Il est rare que des objets exceptionnels restent exposés dans de petites églises. Des pièces de cette qualité ne sont habituellement visibles que dans des musées ou les trésors de cathédrales. Et pourtant cette châsse-reliquaire émaillée reste, aujourd’hui encore, dans l’église pour laquelle elle a été prévue, il y a huit cents ans. Elle a été conçue pour recevoir les reliques de saint Viance, un saint dévoué aux plus pauvres, né au VIIe siècle en Anjou, et mort en Bas-Limousin. Le saint homme a suffisamment marqué la région pour que le village qui abrite ce trésor porte son nom. La commande a probablement été passée par les religieux bénédictins implantés dans le village de Saint-Viance (Corrèze).
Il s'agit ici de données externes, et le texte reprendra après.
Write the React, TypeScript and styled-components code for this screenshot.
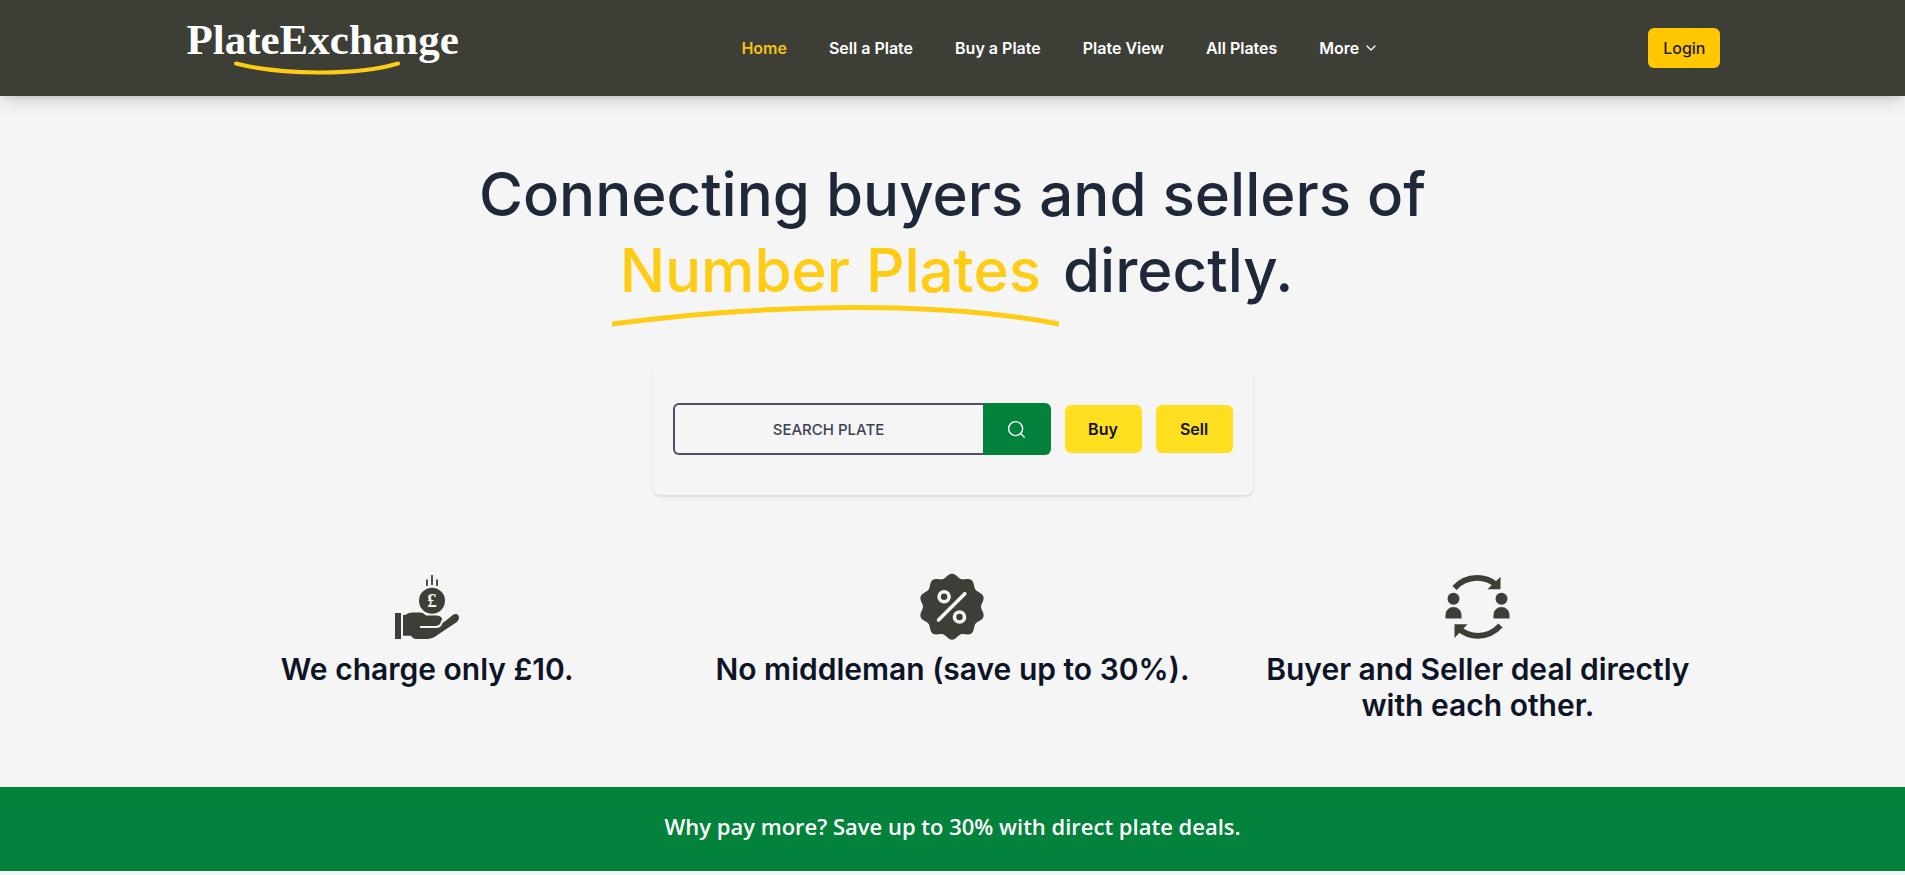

Un beau témoignage de la technique des émaux champlevés
La réalisation a été confiée à un atelier de Limoges au milieu du XIIIe siècle, selon la technique des émaux champlevés. La région s’en est fait la spécialité. Cette châsse émaillée est vraiment exceptionnelle, d’abord par la nature et la qualité de ses motifs décoratifs et ensuite par ses dimensions. C’est la plus longue connue (85 cm). L’importance de cette châsse devait correspondre à l’ampleur des pèlerinages en l’honneur de saint Viance, patron des palefreniers et protecteur des chevaux.
La structure en bois, "l’âme" de la chasse, est recouverte de fines plaques de cuivre façonnées, dorées et émaillées. Si quelques motifs ont disparu, restent un Christ en majesté, les symboles des quatre évangélistes, une Vierge à l’Enfant entourée d’anges et neuf apôtres. La vie de saint Viance apparaît dans quelques scènes.
La châsse a échappé aux vols ou destructions de la Révolution grâce au sacristain de la paroisse, qui l’a caché dans un tonneau rempli de seigle. Elle est à nouveau retirée de sa niche aux périodes troublées de 1830 et 1848. Vers 1860, la châsse a failli être vendue à un antiquaire. La population se mobilisa et, dit-on, accueillit le marchand en lui lançant des pierres.
Choisie pour être présentée à l’exposition universelle de 1889
Un signe de sa valeur artistique ? La châsse avait été choisie pour être présentée à l’exposition universelle de 1889, mais le conseil municipal et le conseil de fabrique rejetèrent la demande. La châsse est donc restée à sa place. Jusqu’à ce qu’elle soit volée en 1908. L’objet est retrouvé en morceaux quelques années plus tard. Le musée de Cluny, consacré au Moyen Âge, propose de l’acquérir. Nouveau refus de la commune de s’en séparer, mais installe la châsse derrière une vitre blindée protégée par une alarme. Il aura fallu attendre 1930 et une restauration complète pour que ce trésor retrouve sa place.
Tous les 15 août, la châsse, ainsi que les reliques qu’elle contient, continue d’être portée en procession dans les rues du village. Après tant de vicissitudes au cours de l’histoire, le saint et son précieux reliquaire ont bien mérité cet honneur. Au moins aussi important que celui d’avoir été exposé au Vatican et au Metropolitan Museum de New York.